After struggling on the Chicago Cubs' recent road trip, Kyle Schwarber is still in the team's lineup, but he's been dropped down the order in a big way.

Schwarber, who went 1-for-19 with five strikeouts as the Cubs were swept in both of their series on the West Coast, will bat seventh and play left field against the Cardinals on Friday afternoon.

Schwarber, who started the year as the Cubs’ lead-off hitter, was demoted from that role after an absolutely atrocious month of May. Schwarber had one of the worst batting averages in all of baseball, hitting just .120 for the month.

The decision by manager Joe Maddon to drop Schwarber in the order comes amidst criticism from fans and media alike, with some going even so far as to speculate that the slugging left fielder should be sent to the minor leagues to work out the issues that have crept up in his swing so far this season.

This move, perhaps more than anything, is an effort by the Cubs to keep Schwarber in the majors while he works through his swing issues.

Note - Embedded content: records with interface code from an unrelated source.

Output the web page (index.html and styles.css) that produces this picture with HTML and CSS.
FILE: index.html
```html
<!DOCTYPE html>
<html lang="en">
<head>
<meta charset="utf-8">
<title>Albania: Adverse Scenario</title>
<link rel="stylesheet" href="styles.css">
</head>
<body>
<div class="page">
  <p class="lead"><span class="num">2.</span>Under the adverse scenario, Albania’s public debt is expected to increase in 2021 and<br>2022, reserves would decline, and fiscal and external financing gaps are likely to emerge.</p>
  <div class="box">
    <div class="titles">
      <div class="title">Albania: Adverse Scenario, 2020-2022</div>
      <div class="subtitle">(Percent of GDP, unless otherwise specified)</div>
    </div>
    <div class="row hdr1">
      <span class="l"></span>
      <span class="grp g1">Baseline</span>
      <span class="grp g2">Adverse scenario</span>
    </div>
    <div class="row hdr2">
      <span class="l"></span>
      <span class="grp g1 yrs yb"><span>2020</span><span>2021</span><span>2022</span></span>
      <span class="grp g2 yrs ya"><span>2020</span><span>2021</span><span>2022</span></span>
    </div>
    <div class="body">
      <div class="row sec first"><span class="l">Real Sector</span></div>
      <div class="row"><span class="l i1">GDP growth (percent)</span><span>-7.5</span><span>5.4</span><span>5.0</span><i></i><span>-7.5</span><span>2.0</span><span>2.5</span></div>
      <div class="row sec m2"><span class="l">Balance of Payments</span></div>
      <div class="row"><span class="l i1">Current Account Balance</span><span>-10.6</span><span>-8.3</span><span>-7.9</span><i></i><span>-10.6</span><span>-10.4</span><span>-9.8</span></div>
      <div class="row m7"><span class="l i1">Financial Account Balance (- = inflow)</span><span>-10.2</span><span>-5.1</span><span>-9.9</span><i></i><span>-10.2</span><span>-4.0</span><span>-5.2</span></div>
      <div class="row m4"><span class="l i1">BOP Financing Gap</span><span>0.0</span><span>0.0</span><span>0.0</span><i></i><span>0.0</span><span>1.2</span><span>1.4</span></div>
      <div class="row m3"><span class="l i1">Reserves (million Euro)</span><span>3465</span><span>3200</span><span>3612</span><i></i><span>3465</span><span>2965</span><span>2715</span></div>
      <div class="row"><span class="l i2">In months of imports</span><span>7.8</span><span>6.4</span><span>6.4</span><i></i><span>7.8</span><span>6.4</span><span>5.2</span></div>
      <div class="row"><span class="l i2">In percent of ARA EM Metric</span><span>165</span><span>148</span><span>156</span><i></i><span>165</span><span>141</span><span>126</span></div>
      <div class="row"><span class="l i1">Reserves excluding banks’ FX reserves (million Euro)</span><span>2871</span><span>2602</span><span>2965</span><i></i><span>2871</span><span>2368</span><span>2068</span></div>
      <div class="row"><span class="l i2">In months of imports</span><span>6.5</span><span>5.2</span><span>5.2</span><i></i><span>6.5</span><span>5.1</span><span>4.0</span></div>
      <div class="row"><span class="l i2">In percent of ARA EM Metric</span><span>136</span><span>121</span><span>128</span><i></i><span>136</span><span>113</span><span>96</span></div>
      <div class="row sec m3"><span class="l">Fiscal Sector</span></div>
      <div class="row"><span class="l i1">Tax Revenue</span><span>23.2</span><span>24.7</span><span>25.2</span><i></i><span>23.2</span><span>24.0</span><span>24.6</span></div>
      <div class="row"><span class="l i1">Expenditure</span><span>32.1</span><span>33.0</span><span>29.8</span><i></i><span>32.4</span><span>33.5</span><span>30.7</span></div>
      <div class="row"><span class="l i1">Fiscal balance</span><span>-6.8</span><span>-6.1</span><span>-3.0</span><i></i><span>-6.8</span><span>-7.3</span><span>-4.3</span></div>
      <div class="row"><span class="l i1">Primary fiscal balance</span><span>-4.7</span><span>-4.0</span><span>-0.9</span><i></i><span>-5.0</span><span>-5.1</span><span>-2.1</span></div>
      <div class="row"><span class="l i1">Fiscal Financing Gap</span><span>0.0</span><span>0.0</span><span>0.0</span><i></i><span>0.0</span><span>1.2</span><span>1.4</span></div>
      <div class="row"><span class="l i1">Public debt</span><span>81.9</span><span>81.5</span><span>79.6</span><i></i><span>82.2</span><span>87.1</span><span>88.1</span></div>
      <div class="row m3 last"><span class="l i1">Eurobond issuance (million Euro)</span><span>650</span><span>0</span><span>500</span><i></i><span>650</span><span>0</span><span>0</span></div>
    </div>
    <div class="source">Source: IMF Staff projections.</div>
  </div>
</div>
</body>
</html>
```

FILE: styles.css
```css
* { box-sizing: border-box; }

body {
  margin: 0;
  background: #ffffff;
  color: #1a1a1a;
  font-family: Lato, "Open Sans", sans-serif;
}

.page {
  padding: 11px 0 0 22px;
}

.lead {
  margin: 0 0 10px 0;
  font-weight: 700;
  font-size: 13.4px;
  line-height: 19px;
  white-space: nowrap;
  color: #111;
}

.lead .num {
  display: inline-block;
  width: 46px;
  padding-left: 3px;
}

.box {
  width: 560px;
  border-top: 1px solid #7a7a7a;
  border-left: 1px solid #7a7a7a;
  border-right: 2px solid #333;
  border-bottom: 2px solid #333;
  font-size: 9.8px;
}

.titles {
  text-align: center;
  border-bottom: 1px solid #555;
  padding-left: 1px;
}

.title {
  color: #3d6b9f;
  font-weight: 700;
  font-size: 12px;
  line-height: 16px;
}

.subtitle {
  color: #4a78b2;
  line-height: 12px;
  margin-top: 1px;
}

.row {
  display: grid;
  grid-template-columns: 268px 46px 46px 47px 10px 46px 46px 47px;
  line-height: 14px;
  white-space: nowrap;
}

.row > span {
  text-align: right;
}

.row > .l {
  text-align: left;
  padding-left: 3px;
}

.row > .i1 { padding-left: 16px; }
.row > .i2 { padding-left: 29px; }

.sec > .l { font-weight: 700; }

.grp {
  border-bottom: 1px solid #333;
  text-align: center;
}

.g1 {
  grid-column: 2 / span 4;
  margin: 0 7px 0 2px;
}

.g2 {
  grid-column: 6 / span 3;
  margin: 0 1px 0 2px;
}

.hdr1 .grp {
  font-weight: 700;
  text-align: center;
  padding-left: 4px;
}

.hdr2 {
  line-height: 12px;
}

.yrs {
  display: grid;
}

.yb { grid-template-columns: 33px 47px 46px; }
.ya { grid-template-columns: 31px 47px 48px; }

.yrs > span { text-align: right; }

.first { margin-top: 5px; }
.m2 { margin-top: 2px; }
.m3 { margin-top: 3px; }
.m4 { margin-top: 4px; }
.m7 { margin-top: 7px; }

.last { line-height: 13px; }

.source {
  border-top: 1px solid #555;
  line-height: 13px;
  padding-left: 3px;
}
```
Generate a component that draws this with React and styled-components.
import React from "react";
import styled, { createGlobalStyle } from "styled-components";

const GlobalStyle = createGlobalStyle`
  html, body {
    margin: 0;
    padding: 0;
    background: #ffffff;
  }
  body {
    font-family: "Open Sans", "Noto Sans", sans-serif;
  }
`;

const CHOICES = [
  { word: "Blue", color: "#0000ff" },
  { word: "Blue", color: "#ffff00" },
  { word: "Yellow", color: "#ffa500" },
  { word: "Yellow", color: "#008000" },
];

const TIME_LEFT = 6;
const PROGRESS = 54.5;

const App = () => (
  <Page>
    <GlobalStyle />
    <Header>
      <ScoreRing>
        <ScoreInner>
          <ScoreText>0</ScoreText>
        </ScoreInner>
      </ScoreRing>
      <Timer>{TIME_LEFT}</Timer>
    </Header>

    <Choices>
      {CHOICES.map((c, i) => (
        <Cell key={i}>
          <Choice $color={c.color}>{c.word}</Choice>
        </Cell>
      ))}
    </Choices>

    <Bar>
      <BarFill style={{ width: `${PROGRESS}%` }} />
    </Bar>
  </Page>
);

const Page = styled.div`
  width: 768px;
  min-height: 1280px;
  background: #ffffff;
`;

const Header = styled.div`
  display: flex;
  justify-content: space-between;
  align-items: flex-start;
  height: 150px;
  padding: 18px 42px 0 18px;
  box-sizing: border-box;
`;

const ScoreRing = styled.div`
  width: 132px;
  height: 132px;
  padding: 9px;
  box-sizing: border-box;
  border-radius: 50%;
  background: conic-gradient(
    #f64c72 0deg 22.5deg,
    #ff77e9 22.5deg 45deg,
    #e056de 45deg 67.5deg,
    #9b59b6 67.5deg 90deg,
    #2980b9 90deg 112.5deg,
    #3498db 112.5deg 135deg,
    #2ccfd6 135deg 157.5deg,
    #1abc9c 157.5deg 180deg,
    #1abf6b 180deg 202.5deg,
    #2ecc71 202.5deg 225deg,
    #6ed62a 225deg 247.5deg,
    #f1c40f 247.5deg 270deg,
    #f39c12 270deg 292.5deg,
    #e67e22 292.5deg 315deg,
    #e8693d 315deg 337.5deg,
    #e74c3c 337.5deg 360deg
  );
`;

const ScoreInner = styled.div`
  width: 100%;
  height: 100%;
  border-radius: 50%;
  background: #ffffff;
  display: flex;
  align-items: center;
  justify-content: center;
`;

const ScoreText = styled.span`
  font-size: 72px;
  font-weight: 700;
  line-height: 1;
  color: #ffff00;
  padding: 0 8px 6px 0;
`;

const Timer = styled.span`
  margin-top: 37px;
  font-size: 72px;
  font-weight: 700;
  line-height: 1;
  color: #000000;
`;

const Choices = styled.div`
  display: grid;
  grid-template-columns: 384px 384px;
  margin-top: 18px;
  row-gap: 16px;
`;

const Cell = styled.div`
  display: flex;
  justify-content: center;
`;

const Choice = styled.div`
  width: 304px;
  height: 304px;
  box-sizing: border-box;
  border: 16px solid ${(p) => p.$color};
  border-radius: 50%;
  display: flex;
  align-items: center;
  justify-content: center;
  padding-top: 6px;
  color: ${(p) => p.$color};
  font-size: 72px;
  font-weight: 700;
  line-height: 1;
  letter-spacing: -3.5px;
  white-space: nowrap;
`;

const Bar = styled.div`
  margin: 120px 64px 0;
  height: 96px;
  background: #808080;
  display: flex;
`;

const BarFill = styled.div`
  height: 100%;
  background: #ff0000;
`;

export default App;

It’s likely that he’ll remain in a similar role to the one that he’s been employed in recently, where he only plays regularly against right-handed pitching, and hitting coach John Mailee will continue to work with him as he tries to figure out what’s been going wrong in his approach at the plate.

Needless to say, Schwarber is going to need to get things sorted out quickly. He’s only hitting .165 so far this season, with a paltry .286 on-base percentage. He does have eight home runs and 19 RBI, but he’s been an offensive liability overall, and with his defense being below average for an outfielder, he needs to hit in order to be an everyday player in the Cubs’ lineup.

If Schwarber can’t get things sorted out, then the Cubs are going to have to at least entertain the possibility of sending him down. That move seemed to work in 2015 after his initial stint in the majors, and Schwarber came back firing, as he hit 16 home runs in just 273 plate appearances for the eventual wild card champion Cubs.